The HICBC is a charge levied on those with an adjusted net income over £50,000 where either partner is in receipt of Child Benefit.  For every £100 over that amount you are required to repay 1% of the Child Benefit received, and this should be declared using the self-assessment tax return.  For those that did not complete a return, HMRC have been using their discovery assessment powers to assess the charge as income, however the have Courts ruled that the HICB was not income and therefore the legislation could not be used to recover the underpayment.

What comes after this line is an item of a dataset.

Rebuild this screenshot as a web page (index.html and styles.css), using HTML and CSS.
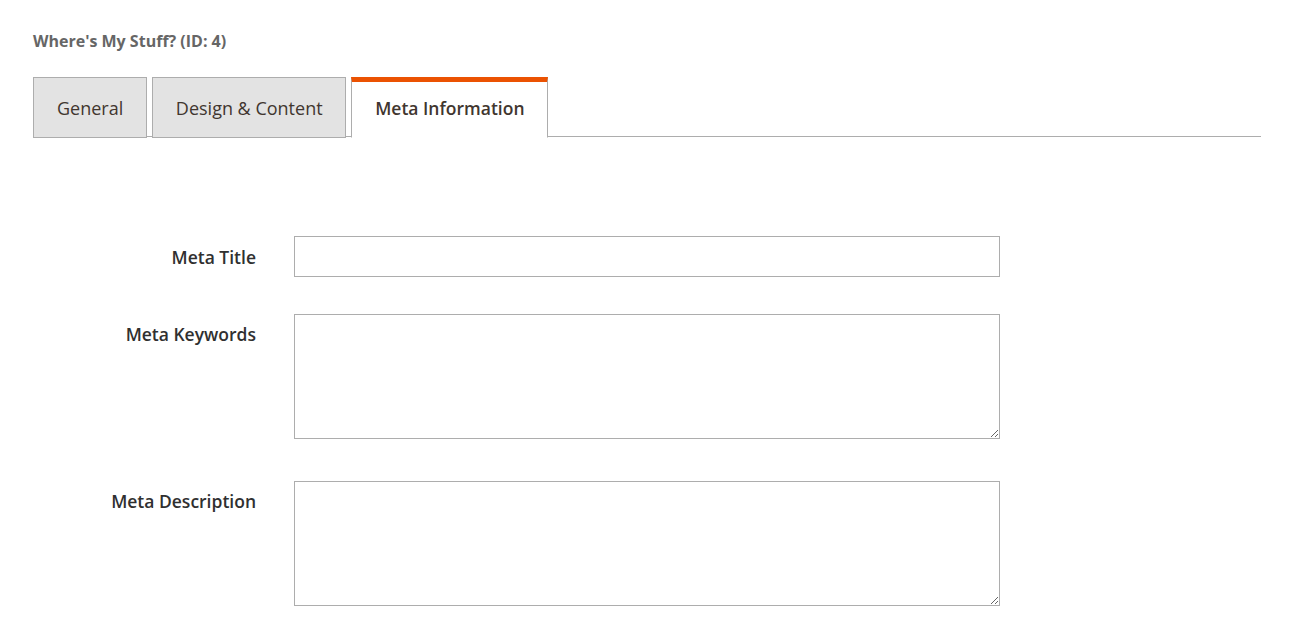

Whilst clearly not a decision HMRC would welcome, a reasonable expectation is that they would react by amending the legislation to operate how they envisaged for the future, whilst continuing to challenge the past by pursuing their arguments to a higher Court.  Alas, they have decided instead to undermine the Courts and revise the law as to how they always wanted it to work which not only makes the Judge’s considered view annulled, but also erodes the separation of powers that the UK legal system is built on.

Ignoring “Rees Rules”

In 1978 the Government of the day implemented the so-called “Rees Rules”, named after Peter Rees MP, who had tabled a motion that retrospective legislation should only take effect from the moment it is announced in Parliament, even if not enacted until the next Finance Act.  Here however we have legislation that not only takes effect from the announcement on budget day, but goes back to when the legislation was first implemented and gives it a meaning that the Courts have said it did not have, or indeed could not be intended to have, given the HICBC did not exist at the time.

Whilst in isolation this does not affect the vast majority of taxpayers, it clearly shows that even where relatively low amounts of tax is at stake HMRC is prepared to ride roughshod over the Court’s considered view.

Quite what Adam Smith would have made of that is anyone’s guess.